The turkey hand-out has become something of a tradition. Now Cardenas is hoping he doesn't draw the short straw in another tradition — the lottery for new members' office space on Capitol Hill.
"One office, they say, is notorious because people walk through your office to go to the bathroom, which I think is just not nice," Cardenas said.
As he concentrates on moving from local to federal government, Cardenas says he needs to let go of issues such as filling potholes and fixing street lights.
"Now, as a congressman, I have to discipline myself to understand that that's not my responsibility directly," he said. "However, I will be trying my best to make sure that various departments get grants to my community."
Cardenas sees it as returning tax funds to the community, and he's already getting requests. He told the crowd he will focus on policy issues such as creating a path to permanent residency and citizenship for immigrants.
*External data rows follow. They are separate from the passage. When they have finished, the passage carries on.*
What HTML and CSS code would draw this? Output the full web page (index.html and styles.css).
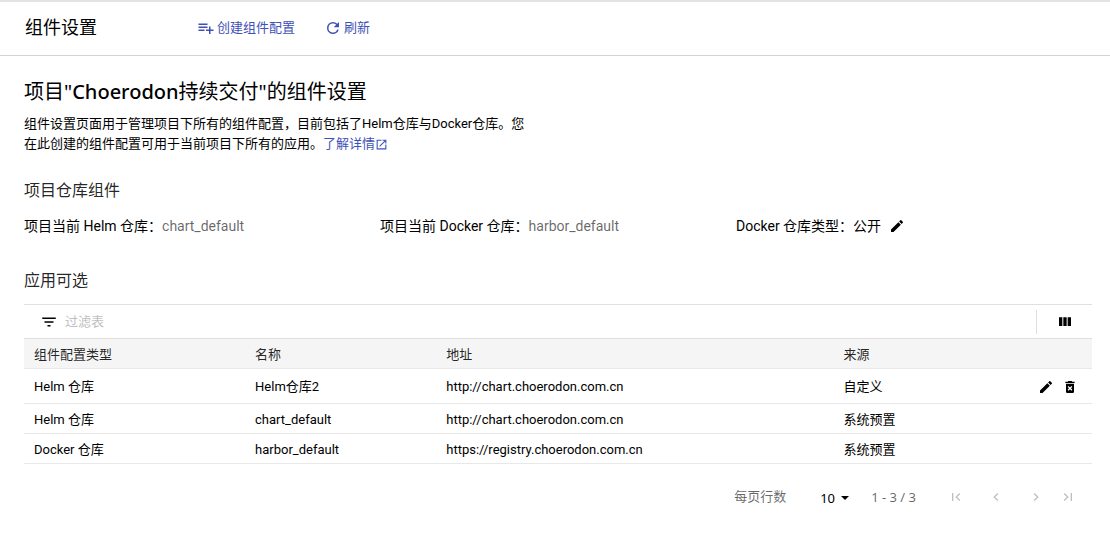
FILE: index.html
```html
<!DOCTYPE html>
<html lang="zh-CN">
<head>
<meta charset="utf-8">
<meta name="viewport" content="width=device-width, initial-scale=1">
<title>组件设置</title>
<link rel="stylesheet" href="styles.css">
</head>
<body>
<header class="page-header">
  <span class="page-title">组件设置</span>
  <button type="button" class="header-btn">
    <svg class="icon" viewBox="0 0 24 24"><path d="M14 10H2v2h12v-2zm0-4H2v2h12V6zm4 8v-4h-2v4h-4v2h4v4h2v-4h4v-2h-4zM2 16h8v-2H2v2z"/></svg>创建组件配置
  </button>
  <button type="button" class="header-btn">
    <svg class="icon" viewBox="0 0 24 24"><path d="M17.65 6.35A7.96 7.96 0 0 0 12 4a8 8 0 1 0 7.73 10h-2.08A6 6 0 1 1 12 6c1.66 0 3.14.69 4.22 1.78L13 11h7V4l-2.35 2.35z"/></svg>刷新
  </button>
</header>
<main class="content">
  <h1 class="headline">项目"<strong>Choerodon</strong>持续交付"的组件设置</h1>
  <p class="description"><span>组件设置页面用于管理项目下所有的组件配置，目前包括了Helm仓库与Docker仓库。您在此创建的组件配置可用于当前项目下所有的应用。</span><a class="more" href="#">了解详情<svg class="icon open" viewBox="0 0 24 24"><path d="M19 19H5V5h7V3H3v18h18v-9h-2v7zM14 3v2h3.59l-9.83 9.83 1.41 1.41L19 6.41V10h2V3h-7z"/></svg></a></p>

  <h2 class="section-title">项目仓库组件</h2>
  <div class="info">
    <div>项目当前 Helm 仓库：<span class="muted">chart_default</span></div>
    <div>项目当前 Docker 仓库：<span class="muted">harbor_default</span></div>
    <div class="info-type">Docker 仓库类型：公开
      <button type="button" class="icon-btn" aria-label="修改"><svg class="icon" viewBox="0 0 24 24"><path d="M3 17.25V21h3.75L17.81 9.94l-3.75-3.75L3 17.25zM20.71 7.04a1 1 0 0 0 0-1.41l-2.34-2.34a1 1 0 0 0-1.41 0l-1.83 1.83 3.75 3.75 1.83-1.83z"/></svg></button>
    </div>
  </div>

  <h2 class="section-title">应用可选</h2>
  <div class="filter-bar">
    <svg class="icon filter-icon" viewBox="0 0 24 24"><path d="M10 18h4v-2h-4v2zM3 6v2h18V6H3zm3 7h12v-2H6v2z"/></svg>
    <input class="filter-input" type="text" placeholder="过滤表" aria-label="过滤表">
    <div class="column-tool">
      <button type="button" class="icon-btn" aria-label="列"><svg class="icon" viewBox="0 0 24 24"><path d="M3 5h5v13H3zM9.500 5h5v13h-5zM16 5h5v13h-5z"/></svg></button>
    </div>
  </div>
  <table class="table">
    <colgroup><col class="col-type"><col class="col-name"><col class="col-url"><col class="col-source"><col class="col-action"></colgroup>
    <thead>
      <tr><th>组件配置类型</th><th>名称</th><th>地址</th><th>来源</th><th></th></tr>
    </thead>
    <tbody>
      <tr class="tall"><td>Helm 仓库</td><td>Helm仓库2</td><td>http://chart.choerodon.com.cn</td><td>自定义</td>
        <td><div class="actions">
          <button type="button" class="icon-btn" aria-label="修改"><svg class="icon" viewBox="0 0 24 24"><path d="M3 17.25V21h3.75L17.81 9.94l-3.75-3.75L3 17.25zM20.71 7.04a1 1 0 0 0 0-1.41l-2.34-2.34a1 1 0 0 0-1.41 0l-1.83 1.83 3.75 3.75 1.83-1.83z"/></svg></button>
          <button type="button" class="icon-btn" aria-label="删除"><svg class="icon" viewBox="0 0 24 24"><path fill-rule="evenodd" d="M6 19a2 2 0 0 0 2 2h8a2 2 0 0 0 2-2V7H6v12zM8.460 11.880l1.410-1.410L12 12.590l2.120-2.120 1.410 1.410L13.410 14l2.120 2.120-1.410 1.410L12 15.410l-2.120 2.120-1.410-1.410L10.590 14l-2.130-2.120zM15.500 4l-1-1h-5l-1 1H5v2h14V4z"/></svg></button>
        </div></td></tr>
      <tr><td>Helm 仓库</td><td>chart_default</td><td>http://chart.choerodon.com.cn</td><td>系统预置</td><td></td></tr>
      <tr><td>Docker 仓库</td><td>harbor_default</td><td>https://registry.choerodon.com.cn</td><td>系统预置</td><td></td></tr>
    </tbody>
  </table>
  <nav class="pagination" aria-label="分页">
    <label for="page-size">每页行数</label>
    <div class="size-box">
      <select id="page-size" class="size"><option>10</option><option>20</option><option>50</option></select>
      <svg class="icon caret" viewBox="0 0 24 24"><path d="M6 9l6 6 6-6z"/></svg>
    </div>
    <span class="range">1 - 3 / 3</span>
    <div class="pager">
      <button type="button" class="icon-btn" disabled aria-label="首页"><svg class="icon" viewBox="0 0 24 24"><path d="M18.410 16.590L13.820 12l4.590-4.590L17 6l-6 6 6 6zM6 6h2v12H6z"/></svg></button>
      <button type="button" class="icon-btn" disabled aria-label="上一页"><svg class="icon" viewBox="0 0 24 24"><path d="M15.410 7.410L14 6l-6 6 6 6 1.410-1.410L10.830 12z"/></svg></button>
      <button type="button" class="icon-btn" disabled aria-label="下一页"><svg class="icon" viewBox="0 0 24 24"><path d="M10 6L8.590 7.410 13.170 12l-4.580 4.590L10 18l6-6z"/></svg></button>
      <button type="button" class="icon-btn last" disabled aria-label="末页"><svg class="icon" viewBox="0 0 24 24"><path d="M5.590 7.410L10.180 12l-4.590 4.590L7 18l6-6-6-6zM16 6h2v12h-2z"/></svg></button>
    </div>
  </nav>
</main>
</body>
</html>
```
FILE: styles.css
```css
* { box-sizing: border-box; }

body {
  margin: 0;
  background: #fff;
  color: #000;
  font: 13px/20px Roboto, "Noto Sans CJK SC", sans-serif;
}

button, input, select { font: inherit; color: inherit; }

.icon {
  flex: none;
  width: 16px;
  height: 16px;
  fill: currentColor;
}

.page-header {
  display: flex;
  align-items: center;
  height: 56px;
  padding: 0 25px 2px;
  border-top: 2px solid #e3e3e3;
  border-bottom: 1px solid #d3d3d3;
}

.page-title {
  margin-right: 100px;
  font-size: 18px;
}

.header-btn {
  display: flex;
  align-items: center;
  gap: 2px;
  margin-right: 29px;
  padding: 0;
  border: 0;
  background: none;
  color: #3f51b5;
}

.header-btn .icon { width: 18px; height: 18px; }

.content { padding: 22px 18px 0 24px; }

.headline {
  margin: 0;
  font-family: "Noto Sans", "Noto Sans CJK SC", sans-serif;
  font-size: 20px;
  font-weight: 400;
  line-height: 28px;
}

.headline strong { font-weight: 500; }

.description {
  max-width: 504px;
  margin: 8px 0 0;
}

.more {
  color: #3f51b5;
  text-decoration: none;
}

.open {
  width: 13px;
  height: 13px;
  vertical-align: -3px;
}

.section-title {
  margin: 25px 0 0;
  color: rgba(0, 0, 0, .87);
  font-size: 16px;
  font-weight: 400;
  line-height: 24px;
}

.info {
  display: grid;
  grid-template-columns: repeat(3, 1fr);
  margin: 13px 0 33px;
  font-size: 14px;
}

.info-type {
  display: flex;
  align-items: center;
  gap: 8px;
}

.muted { color: rgba(0, 0, 0, .6); }

.icon-btn {
  display: flex;
  padding: 0;
  border: 0;
  background: none;
}

.icon-btn:disabled { color: #bfbfbf; }

.filter-bar {
  display: flex;
  align-items: center;
  height: 34px;
  margin-top: 11px;
  padding-left: 16px;
  border-top: 1px solid #e0e0e0;
}

.filter-icon { width: 18px; height: 18px; }

.filter-input {
  flex: 1;
  min-width: 0;
  margin-left: 7px;
  padding: 0;
  border: 0;
  outline: 0;
  background: none;
}

.filter-input::placeholder { color: #bfbfbf; opacity: 1; }

.column-tool {
  display: flex;
  align-items: center;
  justify-content: center;
  width: 56px;
  height: 24px;
  border-left: 1px solid #e0e0e0;
}

.table {
  width: 100%;
  border-collapse: collapse;
  table-layout: fixed;
  border-top: 1px solid #e0e0e0;
}

.col-type { width: 20.7%; }
.col-name { width: 17.9%; }
.col-url { width: 37.2%; }
.col-source { width: 16.2%; }
.col-action { width: 8%; }

th, td {
  height: 30px;
  padding: 2px 10px 0;
  border-bottom: 1px solid #e8e8e8;
  font-weight: 400;
  text-align: left;
}

th {
  background: #f5f5f5;
  color: rgba(0, 0, 0, .87);
}

.tall td { height: 35px; }

.actions {
  display: flex;
  justify-content: flex-end;
  gap: 8px;
  padding-right: 4px;
}

.pagination {
  display: flex;
  align-items: center;
  justify-content: flex-end;
  margin-top: 22px;
  padding-right: 16px;
  color: rgba(0, 0, 0, .6);
}

.size-box {
  display: flex;
  align-items: center;
  margin-left: 34px;
  padding-top: 2px;
  color: #000;
  font-family: "Noto Sans", sans-serif;
}

.size {
  width: 34px;
  height: 20px;
  margin-right: -17px;
  padding: 0;
  border: 0;
  outline: 0;
  background: none;
  appearance: none;
}

.caret { width: 16px; height: 16px; pointer-events: none; }

.range {
  margin-left: 18px;
  font-family: "Noto Sans", sans-serif;
}

.pager {
  display: flex;
  gap: 24px;
  margin-left: 32px;
}

.last { margin-left: -8px; }
```
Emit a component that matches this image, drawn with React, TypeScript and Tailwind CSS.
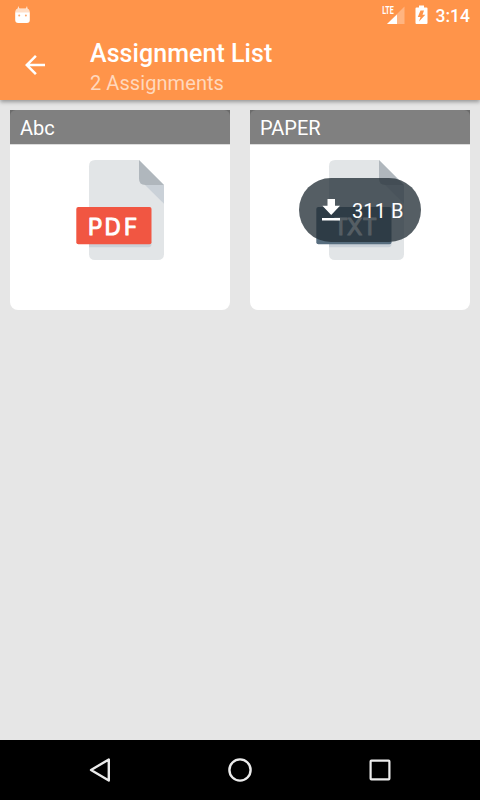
import clsx from 'clsx'
import React from 'react'

type Assignment = {
  title: string
  type: string
  color: string
  letters: string
  size?: string
}

const assignments: Assignment[] = [
  { title: 'Abc', type: 'PDF', color: '#f15642', letters: '11.9 28.4 48' },
  { title: 'PAPER', type: 'TXT', color: '#576d7e', letters: '17.4 31 46.6', size: '311 B' },
]

const StatusBar: React.FC = () => (
  <div className="flex h-[30px] items-center justify-between pl-[15px] pr-[10px]">
    <svg className="h-[18px] w-[15px]" viewBox="0 0 15 18" fill="white">
      <path d="M3.200 0 5 4H2.400zM12 0 12.800 4H10.200z" opacity="0.8" />
      <path d="M3 2.500h9Q14.700 2.800 14.800 7v7q0 3-3 3H3.200q-3 0-3-3V7Q0.300 2.800 3 2.500z" />
      <path d="M0.300 6.500Q.5 2.800 3 2.500h9q2.500.3 2.700 4z" fill="#ff944a" opacity="0.3" />
      <circle cx="4.200" cy="9.500" r="1" fill="#ffa96c" />
      <circle cx="10.900" cy="9.500" r="1" fill="#ffa96c" />
    </svg>
    <div className="flex items-center">
      <svg className="mr-[10px] h-[20px] w-[23px]" viewBox="0 0 23 20" fill="white">
        <path d="M22.500 1.500V19H5z" opacity="0.3" />
        <path d="M15 9.500V19H5z" />
        {/* keeps the label clear of the signal triangle */}
        <path d="M0 0h13v10H0z" fill="#ff944a" />
        <text
          x="0.300"
          y="9"
          fontSize="10.500"
          fontWeight="700"
          textLength="11.500"
          lengthAdjust="spacingAndGlyphs"
          className="font-['Roboto',sans-serif]"
        >
          LTE
        </text>
      </svg>
      <svg className="mr-[8px] h-[20px] w-[13px]" viewBox="0 0 13 20" fill="white">
        <path d="M4 .5h5v2h2.500q1 0 1 1V18q0 1-1 1h-10q-1 0-1-1V3.500q0-1 1-1H4z" />
        <path d="M9 5.500 7.500 9.800h2.800L4 16.600l1.500-4.700H2.800L5.500 5.500z" fill="#ff944a" />
      </svg>
      <span className="mt-[2px] text-[17.500px] leading-[20px] font-medium text-white">3:14</span>
    </div>
  </div>
)

const FileIcon: React.FC<{ item: Assignment }> = ({ item }) => (
  <svg className="h-[100px] w-[88px]" viewBox="0 0 88 100">
    <path d="M19.200 0H63l25 25v68.800q0 6.200-6.300 6.200H19.200Q13 100 13 93.800V6.200Q13 0 19.200 0z" fill="#e2e5e7" />
    <path d="M69 25h19v18.800z" fill="#cad1d8" />
    <path d="M63 0l25 25H69.300Q63 25 63 18.800z" fill="#b0b7bd" />
    <path d="M13 84h59.300q3.200 0 3.200-3.200V84q0 3.200-3.200 3.200H13z" fill="#cad1d8" />
    <rect x="0.300" y="47" width="75.200" height="37.300" rx="2" fill={item.color} />
    <text
      x={item.letters}
      y="74.600"
      fontSize="22.500"
      fontWeight="400"
      fill="white"
      stroke="white"
      strokeWidth="1"
      strokeLinejoin="round"
      className="font-['Inter',sans-serif]"
    >
      {item.type}
    </text>
  </svg>
)

const AssignmentCard: React.FC<{ item: Assignment }> = ({ item }) => (
  <div className="h-[200px] flex-1 overflow-hidden rounded-b-[8px] bg-white">
    <div className="border-b border-[#dcdcdc] bg-[#6b6b6b]">
      <div className="h-[34px] rounded-t-[6px] bg-[#808080] px-[10px] text-[20px] leading-[37px] text-white">
        {item.title}
      </div>
    </div>
    <div className="relative flex justify-center pt-[15px]">
      <FileIcon item={item} />
      {item.size && (
        <div
          className={clsx(
            'absolute top-[33px] left-[49px] flex h-[64px] w-[122px] items-center rounded-full',
            'bg-[#222e35]/77 pl-[23px] text-[20px] text-white'
          )}
        >
          <svg className="mr-[12px] h-[22px] w-[18px]" viewBox="0 0 18 22" fill="white">
            <path d="M5.500 0h7.500v6.800h5L9.200 16 .4 6.800h5.100zM0 19h18v2.500H0z" />
          </svg>
          <span className="pt-[2px] leading-[24px] tracking-[0.1px]">{item.size}</span>
        </div>
      )}
    </div>
  </div>
)

const BottomBar: React.FC = () => (
  <nav className="flex h-[60px] items-center justify-center gap-[110px] bg-black">
    <svg className="h-[30px] w-[30px]" viewBox="0 0 30 30" fill="none" stroke="#ebebeb" strokeWidth="2.400">
      <path d="M23.800 4.500v21L6 15z" strokeLinejoin="round" />
    </svg>
    <svg className="h-[30px] w-[30px]" viewBox="0 0 30 30" fill="none" stroke="#ebebeb" strokeWidth="2.400">
      <circle cx="15" cy="15" r="10.600" />
    </svg>
    <svg className="h-[30px] w-[30px]" viewBox="0 0 30 30" fill="none" stroke="#ebebeb" strokeWidth="2.200">
      <rect x="5.600" y="5.600" width="18.800" height="18.800" rx="0.800" />
    </svg>
  </nav>
)

export default function App() {
  return (
    <div className="flex h-[800px] w-[480px] flex-col overflow-hidden bg-[#e6e6e6] font-['Roboto',sans-serif]">
      <header className="z-10 h-[100px] bg-[#ff944a] shadow-[0_2px_4px_rgba(0,0,0,0.35)]">
        <StatusBar />
        <div className="flex h-[70px] items-center">
          <button className="ml-[25px] mr-[45px] h-5 w-5" aria-label="Back">
            <svg className="h-5 w-5" viewBox="0 0 20 20" fill="white">
              <path d="M20 8.750H4.800l7-7L10 0 0 10l10 10 1.800-1.800-7-7H20z" />
            </svg>
          </button>
          <div className="pt-[4px]">
            <h1 className="text-[25px] leading-[32px] font-medium tracking-[0.060px] text-white">Assignment List</h1>
            <p className="text-[20px] leading-[26px] tracking-[0.070px] text-[#ffd8bd]">2 Assignments</p>
          </div>
        </div>
      </header>
      <main className="flex flex-1 items-start gap-5 p-[10px]">
        {assignments.map((item) => (
          <AssignmentCard key={item.title} item={item} />
        ))}
      </main>
      <BottomBar />
    </div>
  )
}
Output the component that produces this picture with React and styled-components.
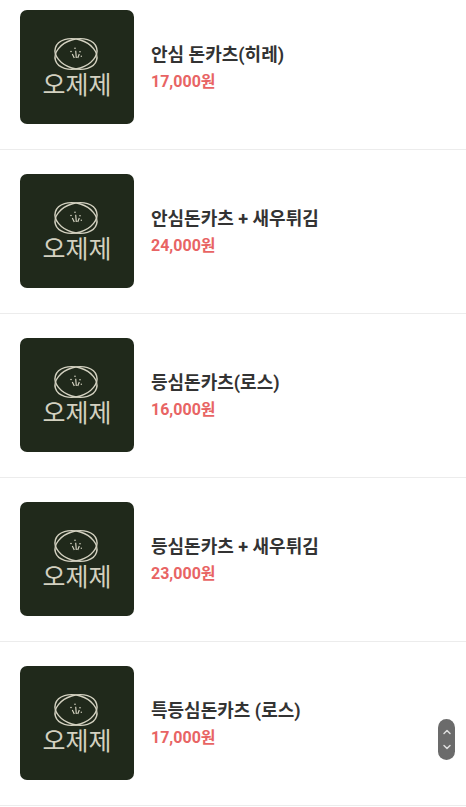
import React from 'react';
import styled, { createGlobalStyle } from 'styled-components';
import { ChevronUp, ChevronDown } from 'lucide-react';

const GlobalStyle = createGlobalStyle`
  * { box-sizing: border-box; }
  body {
    margin: 0;
    background: #fff;
    font-family: Roboto, "Noto Sans CJK KR", sans-serif;
  }
`;

const MenuList = styled.ul`
  margin: 0;
  padding: 0;
  list-style: none;
`;

const MenuItem = styled.li`
  display: flex;
  align-items: center;
  gap: 17px;
  padding: 24px 20px 25px;
  border-bottom: 1px solid #ececec;
  &:first-child { padding-top: 10px; }
`;

const Thumbnail = styled.svg`
  flex: none;
  width: 114px;
  height: 114px;
  border-radius: 7px;
  background: #20291b;
`;

const Wordmark = styled.text`
  font-family: "Noto Sans CJK KR", sans-serif;
  font-size: 25px;
  font-weight: 400;
  fill: #d3d1c0;
`;

const Details = styled.div`
  min-width: 0;
`;

const Name = styled.h2`
  margin: 0;
  font-size: 18px;
  line-height: 30px;
  font-weight: 700;
  color: #333;
`;

const Price = styled.p`
  margin: 0;
  font-size: 16px;
  line-height: 24px;
  font-weight: 700;
  color: #e86464;
`;

const Scroller = styled.div`
  position: fixed;
  right: 11px;
  bottom: 47px;
  display: flex;
  flex-direction: column;
  width: 17px;
  height: 41px;
  padding: 6px 0;
  border-radius: 9px;
  background: #6b6b6b;
`;

const ScrollButton = styled.button`
  flex: 1;
  display: flex;
  align-items: center;
  justify-content: center;
  padding: 0;
  border: 0;
  background: none;
  color: #ddd;
  cursor: pointer;
`;

const items = [
  { name: '안심 돈카츠(히레)', price: '17,000원' },
  { name: '안심돈카츠 + 새우튀김', price: '24,000원' },
  { name: '등심돈카츠(로스)', price: '16,000원' },
  { name: '등심돈카츠 + 새우튀김', price: '23,000원' },
  { name: '특등심돈카츠 (로스)', price: '17,000원' },
];

function Logo() {
  return (
    <Thumbnail viewBox="0 0 114 114" role="img" aria-label="오제제">
      <g fill="none" stroke="#d3d1c0" strokeWidth="1.4">
        <ellipse cx="56" cy="44" rx="21.5" ry="14.6" transform="rotate(17 56 44)" />
        <ellipse cx="56" cy="44" rx="21.5" ry="14.6" transform="rotate(-17 56 44)" />
        <path d="M52.3 44l2 4M55.7 40.7l.6 7.3M59.3 44l-1.6 4" strokeWidth="1.2" />
      </g>
      <g fill="#d3d1c0">
        <circle cx="51" cy="41.5" r=".8" />
        <circle cx="55" cy="38.3" r=".8" />
        <circle cx="60" cy="41.7" r=".8" />
        <circle cx="61.3" cy="46.3" r=".7" />
      </g>
      <Wordmark x="57" y="84" textAnchor="middle">오제제</Wordmark>
    </Thumbnail>
  );
}

export default function App() {
  return (
    <>
      <GlobalStyle />
      <MenuList>
        {items.map((item) => (
          <MenuItem key={item.name}>
            <Logo />
            <Details>
              <Name>{item.name}</Name>
              <Price>{item.price}</Price>
            </Details>
          </MenuItem>
        ))}
      </MenuList>
      <Scroller>
        <ScrollButton type="button" aria-label="위로"><ChevronUp size={12} strokeWidth={3} /></ScrollButton>
        <ScrollButton type="button" aria-label="아래로"><ChevronDown size={12} strokeWidth={3} /></ScrollButton>
      </Scroller>
    </>
  );
}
Cardenas is taking one of his City Hall staffers with him to Washington; the rest of his D.C. staff will be people who have experience navigating the federal labyrinth.
"It's a very confusing place, literally," he said. "The tunnels are like mazes and it's hard to find the offices and find your way around. It's going to take a bit of time for me to acclimate."
Constituents such as Antonia Lamas, while thankful for the bag of food, are also focused on the bigger picture, and on what Cardenas can do for them in Washington."The most important thing," she said, "is that he get immigration laws implemented and enforced so that we all benefit."